- Theatrical release poster by Kája Saudek
- Directed by: Václav Vorlíček
- Written by: Václav Vorlíček Miloš Macourek
- Starring: Jiří Sovák Dana Medřická Olga Schoberová
- Release date: 26 August 1966;
- Running time: 81 minutes
- Country: Czechoslovakia
- Language: Czech

= Who Wants to Kill Jessie? =

Who Wants to Kill Jessie? (Kdo chce zabít Jessii?) is a 1966 Czechoslovak science fiction comedy film directed by Václav Vorlíček.

==Plot==
The story focuses on a couple who use a machine which can bring objects and people from dreams to the real world. The main plot includes the accidental release of the comics character Jessie into the real world, and the film features many gags about the clash between the real world, and comics imagery such as word balloons and sound effects.

==Cast==
- Dana Medřická as doc.

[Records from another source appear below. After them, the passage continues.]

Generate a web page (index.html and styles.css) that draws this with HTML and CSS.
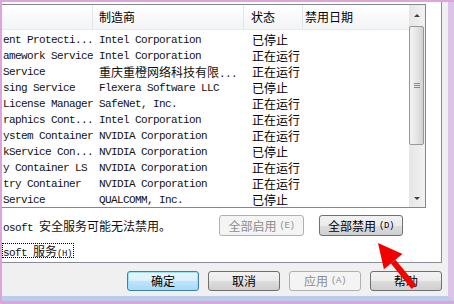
FILE: index.html
```html
<!DOCTYPE html>
<html lang="zh-CN">
<head>
    <meta charset="UTF-8">
    <meta name="viewport" content="width=device-width, initial-scale=1.0">
    <title>系统配置 - 服务</title>
    <link rel="stylesheet" href="styles.css">
</head>
<body>

    <div class="dialog">

        <!-- Services tab -->
        <div class="panel">
            <div class="list">
                <div class="list-body">
                    <div class="header">
                        <div class="hcell c1"></div>
                        <div class="hcell c2">制造商</div>
                        <div class="hcell c3">状态</div>
                        <div class="hcell c4">禁用日期</div>
                    </div>
                    <div class="rows">
                        <div class="row"><div class="cell c1 t">ent Protecti...</div><div class="cell c2 t">Intel Corporation</div><div class="cell c3 cn">已停止</div></div>
                        <div class="row"><div class="cell c1 t">amework Service</div><div class="cell c2 t">Intel Corporation</div><div class="cell c3 cn">正在运行</div></div>
                        <div class="row"><div class="cell c1 t">Service</div><div class="cell c2 t"><span class="cn">重庆重橙网络科技有限</span>...</div><div class="cell c3 cn">正在运行</div></div>
                        <div class="row"><div class="cell c1 t">sing Service</div><div class="cell c2 t">Flexera Software LLC</div><div class="cell c3 cn">已停止</div></div>
                        <div class="row"><div class="cell c1 t">License Manager</div><div class="cell c2 t">SafeNet, Inc.</div><div class="cell c3 cn">正在运行</div></div>
                        <div class="row"><div class="cell c1 t">raphics Cont...</div><div class="cell c2 t">Intel Corporation</div><div class="cell c3 cn">正在运行</div></div>
                        <div class="row"><div class="cell c1 t">ystem Container</div><div class="cell c2 t">NVIDIA Corporation</div><div class="cell c3 cn">正在运行</div></div>
                        <div class="row"><div class="cell c1 t">kService Con...</div><div class="cell c2 t">NVIDIA Corporation</div><div class="cell c3 cn">已停止</div></div>
                        <div class="row"><div class="cell c1 t">y Container LS</div><div class="cell c2 t">NVIDIA Corporation</div><div class="cell c3 cn">正在运行</div></div>
                        <div class="row"><div class="cell c1 t">try Container</div><div class="cell c2 t">NVIDIA Corporation</div><div class="cell c3 cn">正在运行</div></div>
                        <div class="row"><div class="cell c1 t">Service</div><div class="cell c2 t">QUALCOMM, Inc.</div><div class="cell c3 cn">已停止</div></div>
                    </div>
                </div>
                <div class="scrollbar">
                    <div class="sb-btn up"><span class="tri-up"></span></div>
                    <div class="thumb"><span class="grip"></span></div>
                    <div class="track"></div>
                    <div class="sb-btn down"><span class="tri-down"></span></div>
                </div>
            </div>

            <div class="note-row">
                <span class="note t">osoft <span class="cn">安全服务可能无法禁用。</span></span>
                <button class="btn" disabled><span class="cn">全部启用</span> <span class="key">(E)</span></button>
                <button class="btn"><span class="cn">全部禁用</span> <span class="key">(D)</span></button>
            </div>

            <div class="hide-row">
                <label class="focus t">soft <span class="cn">服务</span><span class="key">(H)</span></label>
            </div>
        </div>

        <!-- Dialog buttons -->
        <div class="buttons">
            <button class="btn default"><span class="cn">确定</span></button>
            <button class="btn"><span class="cn">取消</span></button>
            <button class="btn" disabled><span class="cn">应用</span> <span class="key">(A)</span></button>
            <button class="btn"><span class="cn">帮助</span></button>
        </div>

    </div>

    <!-- Red pointer drawn over the screenshot -->
    <svg class="pointer" width="454" height="304" viewBox="0 0 454 304">
        <polygon points="390.9,263.5 395.5,259.7 416.3,285.1 411.7,288.9" fill="#f20000"/>
        <polygon points="378,243 402.5,254 383.9,269.2" fill="#f20000"/>
    </svg>

</body>
</html>
```

FILE: styles.css
```css
body {
    margin: 0;
    width: 454px;
    height: 304px;
    overflow: hidden;
    position: relative;
    background-color: #dca6dc;
    font-family: "Noto Sans CJK SC", sans-serif;
    font-size: 12px;
    color: #000;
}

.dialog {
    margin: 2px 0 0 2px;
    width: 446px;
    height: 294px;
    background-color: #f0f0f0;
    border-bottom: 5px solid #bccbe8;
    border-right: 6px solid #dcc4e8;
}

/* mono text like SimSun's latin half */
.t {
    font-family: "Liberation Mono", "Noto Sans CJK SC", monospace;
    font-size: 11px;
    letter-spacing: -0.6px;
    color: #111;
}

.cn {
    font-family: "Noto Sans CJK SC", sans-serif;
    font-size: 12px;
    letter-spacing: 0;
}

.key {
    font-family: "Liberation Mono", monospace;
    font-size: 9px;
    letter-spacing: -0.4px;
}

.panel {
    box-sizing: border-box;
    width: 440px;
    height: 261px;
    background-color: #fff;
    border-right: 1px solid #898c95;
    border-bottom: 1px solid #898c95;
    padding-top: 2px;
}

.list {
    display: flex;
    width: 423px;
    height: 202px;
    border: 1px solid #828790;
    border-left: none;
}

.list-body {
    flex: 1;
    display: flex;
    flex-direction: column;
    overflow: hidden;
}

.header {
    display: flex;
    flex: none;
    height: 24px;
    background: linear-gradient(#ffffff, #f3f4f6);
    border-bottom: 1px solid #eaeaea;
}

.hcell {
    box-sizing: border-box;
    line-height: 24px;
    border-right: 1px solid #e3e4e6;
    white-space: nowrap;
}

.hcell.c1 { width: 91px; }
.hcell.c2 { width: 151px; padding-left: 6px; }
.hcell.c3 { width: 59px; padding-left: 7px; }
.hcell.c4 { flex: 1; padding-left: 2px; border-right: none; }

.rows {
    padding-top: 2px;
}

.row {
    display: flex;
    height: 16px;
    line-height: 16px;
}

.cell {
    box-sizing: border-box;
    white-space: nowrap;
    overflow: hidden;
}

.cell.c1 { width: 91px; padding-left: 1px; }
.cell.c2 { width: 158px; padding-left: 6px; }
.cell.c3 { width: 60px; padding-left: 1px; }

.scrollbar {
    width: 16px;
    display: flex;
    flex-direction: column;
    background: linear-gradient(to right, #e6e6e6, #f2f2f2);
}

.sb-btn {
    display: flex;
    align-items: center;
    justify-content: center;
}

.sb-btn.up { height: 20px; }
.sb-btn.down { height: 17px; }

.tri-up {
    width: 0;
    height: 0;
    border-left: 3px solid transparent;
    border-right: 3px solid transparent;
    border-bottom: 3px solid #404040;
}

.tri-down {
    width: 0;
    height: 0;
    border-left: 3px solid transparent;
    border-right: 3px solid transparent;
    border-top: 3px solid #404040;
}

.thumb {
    box-sizing: border-box;
    height: 119px;
    margin: 1px 1px 0 0;
    border: 1px solid #979797;
    border-radius: 2px;
    background: linear-gradient(to right, #f3f3f3, #e6e6e6 50%, #d2d2d2);
    display: flex;
    align-items: center;
    justify-content: center;
}

.grip {
    width: 6px;
    height: 5px;
    background: repeating-linear-gradient(#8a8a8a 0 1px, transparent 1px 2px);
}

.track {
    flex: 1;
}

.note-row {
    display: flex;
    align-items: center;
    height: 21px;
    margin-top: 7px;
    margin-right: 38px;
}

.note {
    flex: 1;
    padding-left: 1px;
    white-space: nowrap;
}

.btn {
    box-sizing: border-box;
    height: 21px;
    padding: 0;
    border: 1px solid #707070;
    border-radius: 3px;
    background: linear-gradient(#f2f2f2 0%, #ebebeb 50%, #dddddd 51%, #cfcfcf 100%);
    color: #000;
    display: flex;
    align-items: center;
    justify-content: center;
    gap: 3px;
    line-height: 16px;
}

.btn:disabled {
    border-color: #adb2b5;
    background: #f4f4f4;
    color: #8d8d8d;
}

.note-row .btn { width: 85px; }
.note-row .btn + .btn { width: 84px; margin-left: 15px; }

.hide-row {
    margin-top: 6px;
}

.focus {
    display: inline-block;
    box-sizing: border-box;
    height: 15px;
    line-height: 13px;
    border: 1px dotted #000;
    padding-right: 1px;
    white-space: nowrap;
}

.buttons {
    display: flex;
    justify-content: flex-end;
    gap: 9px;
    padding: 8px 6px 0 0;
}

.buttons .btn {
    width: 72px;
    height: 20px;
}

.btn.default {
    border-color: #3c7fb1;
    background: linear-gradient(#eaf6fd 0%, #d9f0fc 50%, #bee6fd 51%, #a7d9f5 100%);
    box-shadow: inset 0 0 0 1px #9be2fa;
}

.pointer {
    position: absolute;
    left: 0;
    top: 0;
    pointer-events: none;
}
```
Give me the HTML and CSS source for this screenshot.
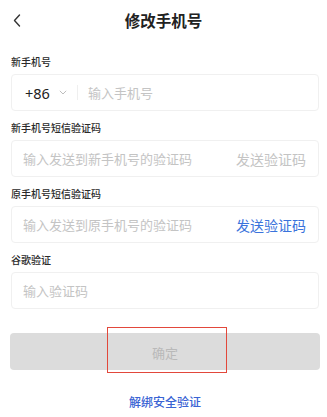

Růženka Beránková
- Jiří Sovák as doc. Jindřich Beránek
- Olga Schoberová as Jessie
- Juraj Višný as Superman
- Karel Effa as Gunslinger
- Jan Libíček as Prison Guard
- Walter Taub as Professor
- Bedřich Prokoš as University Rector
- Ilja Racek as Beránková's colleague
- Otto Šimánek as Beránková's deputy

==Production==
The comics illustrator Kája Saudek participated as the creator of special effects and illustrations for the film.

==Release==
The film premiered on 26 August 1966.